How Understanding Your MBTI Can Help Your Relationship
The Myers-Briggs Typology Indicator (MBTI) test assesses people according to four preferences (see the Wikipedia article). Though it is by no means a universally accepted method to assess personalities, it is nonetheless a useful and interesting tool for evaluating relationship dynamics.
I've taken MBTI tests a few times in my life--mostly for work--and I've always seen the value in them. The MBTI helps you understand why you think and behave the way you do, and how your 'type' interacts with other 'types'. It can also guide you toward strategies for working in difficult relationships, both at work and at home.
Work relationships are difficult by nature: people with different backgrounds and experiences are thrown together for five days a week, and expected to be professional and effective. Most of us have had bad experiences with co-workers, bosses, or employees from hell. Sometimes co-workers are guilty of no more than our most annoying pet peeves, but sometimes colleagues' behaviours can deeply affect how we perceive them, and ultimately, how we work together. This is why many companies use the MBTI as team-building exercises, built to help people analyse and understand team dynamics.
The following are examples of how people's work behaviours can be explained if you understand the MBTI.
Perception: Liz is new. She tends to ask very few questions, and people think she's a little stuck up.
Reality: Liz (INTP) would rather use her tools and resources to find out things for herself. Only when she has no other recourse does she ask for help.
Perception: Emma peppers her work-related conversations with "You know what I mean?", which drives some people up the wall.
Reality: Emma (ESFJ) thrives on communication with others, and needs to know that she is understood.
Perception: Darcy sometimes gets uncharacteristically grumpy when his co-workers engage him in work-related conversations. Co-workers think he must not like work much.
Reality: When Darcy (ENFP) has a lot of work to do, he needs to focus entirely on it, with few interruptions. His moods should not be taken personally.

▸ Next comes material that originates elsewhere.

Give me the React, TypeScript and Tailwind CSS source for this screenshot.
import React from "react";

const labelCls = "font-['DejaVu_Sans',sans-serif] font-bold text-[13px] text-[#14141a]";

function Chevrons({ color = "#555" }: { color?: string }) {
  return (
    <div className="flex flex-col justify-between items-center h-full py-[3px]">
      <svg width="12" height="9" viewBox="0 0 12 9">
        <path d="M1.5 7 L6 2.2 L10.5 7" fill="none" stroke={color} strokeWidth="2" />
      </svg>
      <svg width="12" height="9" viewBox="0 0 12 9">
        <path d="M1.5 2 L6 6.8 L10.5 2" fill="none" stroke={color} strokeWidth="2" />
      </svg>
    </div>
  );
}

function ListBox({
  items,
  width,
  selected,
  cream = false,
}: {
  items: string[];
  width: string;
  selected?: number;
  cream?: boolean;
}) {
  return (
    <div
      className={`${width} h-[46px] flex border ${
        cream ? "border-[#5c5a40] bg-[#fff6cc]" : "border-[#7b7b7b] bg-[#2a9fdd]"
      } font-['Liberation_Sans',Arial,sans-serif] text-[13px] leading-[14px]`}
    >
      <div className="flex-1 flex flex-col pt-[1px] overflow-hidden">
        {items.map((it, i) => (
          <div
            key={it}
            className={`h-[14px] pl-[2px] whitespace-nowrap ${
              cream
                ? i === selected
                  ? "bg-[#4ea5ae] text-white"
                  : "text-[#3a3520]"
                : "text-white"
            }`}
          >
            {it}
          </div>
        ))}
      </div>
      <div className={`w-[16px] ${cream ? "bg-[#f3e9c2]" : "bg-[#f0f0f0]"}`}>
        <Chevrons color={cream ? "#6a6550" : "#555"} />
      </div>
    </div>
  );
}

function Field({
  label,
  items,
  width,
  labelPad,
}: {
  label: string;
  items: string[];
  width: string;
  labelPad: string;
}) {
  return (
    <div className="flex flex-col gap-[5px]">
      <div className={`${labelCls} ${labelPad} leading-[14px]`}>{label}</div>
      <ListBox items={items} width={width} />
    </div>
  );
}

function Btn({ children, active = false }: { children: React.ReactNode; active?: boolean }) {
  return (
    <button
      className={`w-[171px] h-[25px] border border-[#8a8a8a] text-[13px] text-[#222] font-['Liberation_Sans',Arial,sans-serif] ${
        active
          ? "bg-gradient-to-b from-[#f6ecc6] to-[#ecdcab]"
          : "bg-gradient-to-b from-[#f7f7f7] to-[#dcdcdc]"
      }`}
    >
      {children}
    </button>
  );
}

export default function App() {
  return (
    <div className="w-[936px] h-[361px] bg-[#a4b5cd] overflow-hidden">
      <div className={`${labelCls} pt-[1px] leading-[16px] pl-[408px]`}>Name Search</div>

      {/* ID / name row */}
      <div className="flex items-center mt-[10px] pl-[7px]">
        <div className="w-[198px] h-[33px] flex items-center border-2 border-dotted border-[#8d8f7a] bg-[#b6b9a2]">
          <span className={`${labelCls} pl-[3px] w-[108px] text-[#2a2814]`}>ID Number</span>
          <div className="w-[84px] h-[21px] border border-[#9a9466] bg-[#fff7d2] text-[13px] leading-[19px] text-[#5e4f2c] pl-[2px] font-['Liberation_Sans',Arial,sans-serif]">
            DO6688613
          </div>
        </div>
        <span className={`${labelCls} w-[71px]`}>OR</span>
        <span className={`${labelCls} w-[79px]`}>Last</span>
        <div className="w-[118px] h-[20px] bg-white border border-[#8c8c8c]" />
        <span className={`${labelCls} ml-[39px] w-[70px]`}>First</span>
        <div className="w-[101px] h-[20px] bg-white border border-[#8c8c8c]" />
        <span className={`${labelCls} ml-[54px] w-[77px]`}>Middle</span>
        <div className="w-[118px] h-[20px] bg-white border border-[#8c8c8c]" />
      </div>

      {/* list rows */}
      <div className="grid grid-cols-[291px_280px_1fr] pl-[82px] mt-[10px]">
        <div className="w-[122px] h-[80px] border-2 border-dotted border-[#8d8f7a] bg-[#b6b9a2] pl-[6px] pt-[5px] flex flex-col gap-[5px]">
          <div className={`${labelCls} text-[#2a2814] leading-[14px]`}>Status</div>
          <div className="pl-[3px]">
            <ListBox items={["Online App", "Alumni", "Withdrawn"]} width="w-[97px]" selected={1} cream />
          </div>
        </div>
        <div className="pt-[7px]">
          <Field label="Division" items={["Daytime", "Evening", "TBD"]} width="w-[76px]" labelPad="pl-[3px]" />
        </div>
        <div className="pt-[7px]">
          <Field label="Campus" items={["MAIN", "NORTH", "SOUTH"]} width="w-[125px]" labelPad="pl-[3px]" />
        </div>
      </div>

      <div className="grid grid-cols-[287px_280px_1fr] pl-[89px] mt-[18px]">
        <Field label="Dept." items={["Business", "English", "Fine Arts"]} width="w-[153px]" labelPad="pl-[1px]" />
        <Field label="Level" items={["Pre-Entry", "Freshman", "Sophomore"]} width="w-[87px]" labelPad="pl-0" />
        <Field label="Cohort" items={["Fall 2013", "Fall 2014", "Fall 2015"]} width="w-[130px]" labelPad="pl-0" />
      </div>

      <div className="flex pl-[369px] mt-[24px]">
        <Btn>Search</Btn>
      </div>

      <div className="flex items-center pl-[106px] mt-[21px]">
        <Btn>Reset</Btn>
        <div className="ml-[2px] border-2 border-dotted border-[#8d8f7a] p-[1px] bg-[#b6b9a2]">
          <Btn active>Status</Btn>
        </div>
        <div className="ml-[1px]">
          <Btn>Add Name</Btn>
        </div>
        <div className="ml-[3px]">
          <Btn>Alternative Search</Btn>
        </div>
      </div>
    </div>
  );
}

Perception: Bianca always wants to talk to her boss about every step of her projects. Her boss thinks she's a little insecure.
Reality: Bianca (ISFJ) needs frequent feedback--especially affirmation that she's doing a good job--in order to work effectively and happily.

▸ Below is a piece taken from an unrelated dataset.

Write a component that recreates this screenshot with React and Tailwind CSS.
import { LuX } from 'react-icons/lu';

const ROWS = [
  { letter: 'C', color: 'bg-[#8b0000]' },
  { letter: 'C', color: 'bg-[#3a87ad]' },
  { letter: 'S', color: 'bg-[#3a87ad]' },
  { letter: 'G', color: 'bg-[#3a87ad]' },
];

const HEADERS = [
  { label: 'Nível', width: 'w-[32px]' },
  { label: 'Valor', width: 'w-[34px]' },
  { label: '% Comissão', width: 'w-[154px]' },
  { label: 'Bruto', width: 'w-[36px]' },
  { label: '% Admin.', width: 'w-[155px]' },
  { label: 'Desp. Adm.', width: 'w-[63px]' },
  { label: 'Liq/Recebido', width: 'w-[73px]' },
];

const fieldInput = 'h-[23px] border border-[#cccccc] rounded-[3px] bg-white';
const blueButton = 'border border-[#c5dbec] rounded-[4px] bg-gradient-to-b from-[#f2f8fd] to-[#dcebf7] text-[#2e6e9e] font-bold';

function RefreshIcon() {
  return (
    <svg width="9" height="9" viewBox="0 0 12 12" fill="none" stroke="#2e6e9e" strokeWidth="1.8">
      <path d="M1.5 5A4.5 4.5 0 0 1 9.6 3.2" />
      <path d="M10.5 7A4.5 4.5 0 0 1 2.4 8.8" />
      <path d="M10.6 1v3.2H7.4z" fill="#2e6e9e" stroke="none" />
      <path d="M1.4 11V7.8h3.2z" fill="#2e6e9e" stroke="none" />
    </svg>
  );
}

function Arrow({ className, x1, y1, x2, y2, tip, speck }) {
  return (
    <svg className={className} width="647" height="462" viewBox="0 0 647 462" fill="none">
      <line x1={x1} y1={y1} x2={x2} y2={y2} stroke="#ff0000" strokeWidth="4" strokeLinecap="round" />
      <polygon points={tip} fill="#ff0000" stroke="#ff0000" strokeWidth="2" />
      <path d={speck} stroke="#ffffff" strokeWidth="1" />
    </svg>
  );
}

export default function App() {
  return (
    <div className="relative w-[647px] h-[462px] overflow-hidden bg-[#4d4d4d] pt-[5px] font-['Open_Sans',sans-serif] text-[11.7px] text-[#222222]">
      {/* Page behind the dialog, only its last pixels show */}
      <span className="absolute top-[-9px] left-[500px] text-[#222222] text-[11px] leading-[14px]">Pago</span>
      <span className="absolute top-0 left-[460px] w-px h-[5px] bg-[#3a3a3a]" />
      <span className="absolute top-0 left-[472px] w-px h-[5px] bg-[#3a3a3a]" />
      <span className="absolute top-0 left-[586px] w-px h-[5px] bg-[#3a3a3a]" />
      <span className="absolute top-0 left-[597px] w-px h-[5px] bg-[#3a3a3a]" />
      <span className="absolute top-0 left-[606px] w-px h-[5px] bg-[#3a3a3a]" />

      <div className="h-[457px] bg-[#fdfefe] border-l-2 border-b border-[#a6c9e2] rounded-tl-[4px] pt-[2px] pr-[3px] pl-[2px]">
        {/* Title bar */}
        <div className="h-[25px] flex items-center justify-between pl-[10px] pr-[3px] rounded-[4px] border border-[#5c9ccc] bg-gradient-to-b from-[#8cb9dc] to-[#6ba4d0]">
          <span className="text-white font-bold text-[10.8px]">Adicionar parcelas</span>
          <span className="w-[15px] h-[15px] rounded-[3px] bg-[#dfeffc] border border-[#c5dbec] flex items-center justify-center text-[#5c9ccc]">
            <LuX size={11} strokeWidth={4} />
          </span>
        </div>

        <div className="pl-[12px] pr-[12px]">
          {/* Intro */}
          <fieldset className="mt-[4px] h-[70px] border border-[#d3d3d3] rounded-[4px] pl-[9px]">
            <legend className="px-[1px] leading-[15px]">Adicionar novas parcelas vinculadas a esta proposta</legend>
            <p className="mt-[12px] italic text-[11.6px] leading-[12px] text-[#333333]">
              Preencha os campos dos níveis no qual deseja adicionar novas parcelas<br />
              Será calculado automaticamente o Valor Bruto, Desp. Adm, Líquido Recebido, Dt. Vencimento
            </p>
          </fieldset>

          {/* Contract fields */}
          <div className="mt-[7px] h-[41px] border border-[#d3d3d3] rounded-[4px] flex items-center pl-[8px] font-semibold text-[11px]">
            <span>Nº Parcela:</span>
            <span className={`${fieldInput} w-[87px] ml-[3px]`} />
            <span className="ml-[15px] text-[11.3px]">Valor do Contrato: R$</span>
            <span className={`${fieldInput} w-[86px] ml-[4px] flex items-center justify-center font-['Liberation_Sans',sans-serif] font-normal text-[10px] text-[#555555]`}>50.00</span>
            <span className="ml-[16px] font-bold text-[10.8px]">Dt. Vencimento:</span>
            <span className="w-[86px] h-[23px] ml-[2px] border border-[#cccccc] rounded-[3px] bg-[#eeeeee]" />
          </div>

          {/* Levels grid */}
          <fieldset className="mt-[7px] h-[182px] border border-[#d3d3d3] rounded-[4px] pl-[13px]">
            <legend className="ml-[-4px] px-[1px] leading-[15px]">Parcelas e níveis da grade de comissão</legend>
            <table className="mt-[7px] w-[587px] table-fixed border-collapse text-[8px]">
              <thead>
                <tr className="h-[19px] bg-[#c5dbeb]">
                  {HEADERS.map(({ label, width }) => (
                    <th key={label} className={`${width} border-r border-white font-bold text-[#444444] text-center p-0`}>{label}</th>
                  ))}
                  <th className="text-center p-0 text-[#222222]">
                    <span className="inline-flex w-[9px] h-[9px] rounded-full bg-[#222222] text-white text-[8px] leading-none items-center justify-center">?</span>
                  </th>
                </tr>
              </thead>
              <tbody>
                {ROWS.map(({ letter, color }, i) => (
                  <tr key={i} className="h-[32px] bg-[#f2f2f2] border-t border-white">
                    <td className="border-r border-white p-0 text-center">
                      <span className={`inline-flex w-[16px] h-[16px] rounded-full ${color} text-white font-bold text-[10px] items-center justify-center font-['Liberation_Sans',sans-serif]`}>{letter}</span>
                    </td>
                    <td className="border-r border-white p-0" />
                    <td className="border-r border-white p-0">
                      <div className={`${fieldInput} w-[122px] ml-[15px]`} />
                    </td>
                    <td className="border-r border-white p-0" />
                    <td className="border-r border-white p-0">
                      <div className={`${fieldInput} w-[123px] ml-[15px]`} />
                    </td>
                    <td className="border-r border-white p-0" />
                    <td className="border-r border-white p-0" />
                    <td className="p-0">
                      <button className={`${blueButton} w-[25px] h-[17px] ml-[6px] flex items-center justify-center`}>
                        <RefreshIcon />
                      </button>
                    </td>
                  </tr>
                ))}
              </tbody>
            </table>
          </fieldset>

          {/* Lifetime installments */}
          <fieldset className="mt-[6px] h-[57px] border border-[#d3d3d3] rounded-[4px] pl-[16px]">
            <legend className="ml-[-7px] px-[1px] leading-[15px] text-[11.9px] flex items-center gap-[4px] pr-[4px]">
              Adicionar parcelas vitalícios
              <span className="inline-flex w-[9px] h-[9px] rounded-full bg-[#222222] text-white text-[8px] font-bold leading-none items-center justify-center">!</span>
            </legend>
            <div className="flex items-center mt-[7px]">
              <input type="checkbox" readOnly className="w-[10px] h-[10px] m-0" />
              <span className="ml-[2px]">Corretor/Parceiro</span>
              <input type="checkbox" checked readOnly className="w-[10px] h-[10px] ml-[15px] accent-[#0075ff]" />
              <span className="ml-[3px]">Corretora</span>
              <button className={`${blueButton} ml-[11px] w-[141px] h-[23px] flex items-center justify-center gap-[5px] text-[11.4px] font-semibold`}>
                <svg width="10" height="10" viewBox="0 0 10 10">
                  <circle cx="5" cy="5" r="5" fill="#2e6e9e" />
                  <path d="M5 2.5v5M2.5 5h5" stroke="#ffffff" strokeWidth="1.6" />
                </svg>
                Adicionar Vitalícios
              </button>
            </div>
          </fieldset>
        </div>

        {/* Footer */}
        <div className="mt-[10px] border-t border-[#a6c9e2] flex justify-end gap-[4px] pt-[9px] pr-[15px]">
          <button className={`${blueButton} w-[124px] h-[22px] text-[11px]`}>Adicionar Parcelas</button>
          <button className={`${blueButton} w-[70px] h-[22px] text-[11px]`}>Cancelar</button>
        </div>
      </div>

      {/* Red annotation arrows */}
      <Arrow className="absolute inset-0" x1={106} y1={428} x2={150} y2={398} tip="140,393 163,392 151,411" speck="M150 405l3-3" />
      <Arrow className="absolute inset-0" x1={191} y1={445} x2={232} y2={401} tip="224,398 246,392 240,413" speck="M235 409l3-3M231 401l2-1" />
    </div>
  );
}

Learning about your own type, and those of your colleagues, is useful not only to avoid and resolve conflicts; it can also help the team work better in as a whole.
MBTI tests can help personal relationships too. Personal relationships--especially couples--can be difficult if the parties involved cannot understand each other.
Let's take a couple, Brandon (ENFJ) and Marianne (INTP).
Perception: During an argument, Brandon accuses Marianne of insulting him. Marianne finds the accusation bewildering, and honestly has no idea what he means.
Reality: Being an ENFJ, Brandon is very sensitive, and is wounded easily because so much of his self-esteem derives from what others think of him. He does not tend to take things at face value, which is the opposite of Marianne: she says things plainly and says exactly what she means. In this case, Brandon sees criticism where none was intended.
Perception: Marianne explains what she meant by the perceived insult, which was not a personal comment. Brandon gets increasingly upset, while Marianne restates that she said nothing wrong. She thinks Brandon is irrational.
Reality: Because Brandon is already upset and convinced that Marianne insulted him, Marianne can defuse the argument with an apology, saying that no offense was meant. But being an INTP, Marianne does not consider Brandon's feelings, and is too focussed on trying to get Brandon to see what is (to her) an obvious truth: that she made an innocuous statement.
Brandon and Marianne are very different from each other; they're almost opposites. It is thus important for them to try to see things from the other's perspective. Brandon does not mean to be 'irrational', just like how Marianne does not mean to be insensitive. Both sides have to consider the other's mindset, and be aware of how their own actions can affect the other. They may even discover different ways to approach one another--in times of harmony, and in more trying times.
MBTI, and other personality tests like it, are not meant to pigeonhole you into a kind of stereotype. Depending on how moderate or extreme you are on the scale, you might test as ESTJ one time and ESTP a few years later. People are always changing, so taking the test more than once can help relationships, especially long-term ones, as they progress and change over time.
Ultimately, the value in knowing your MBTI depends on how willing you are to look at yourself objectively, and how open you are to personal growth. Understanding, appreciating, and empathising with those who are very different from you can help you enrich your relationships, at work and at home.
Note: I'm not an MBTI expert, and the examples contained here are based on the tests I've done and the people with whom I've done the tests.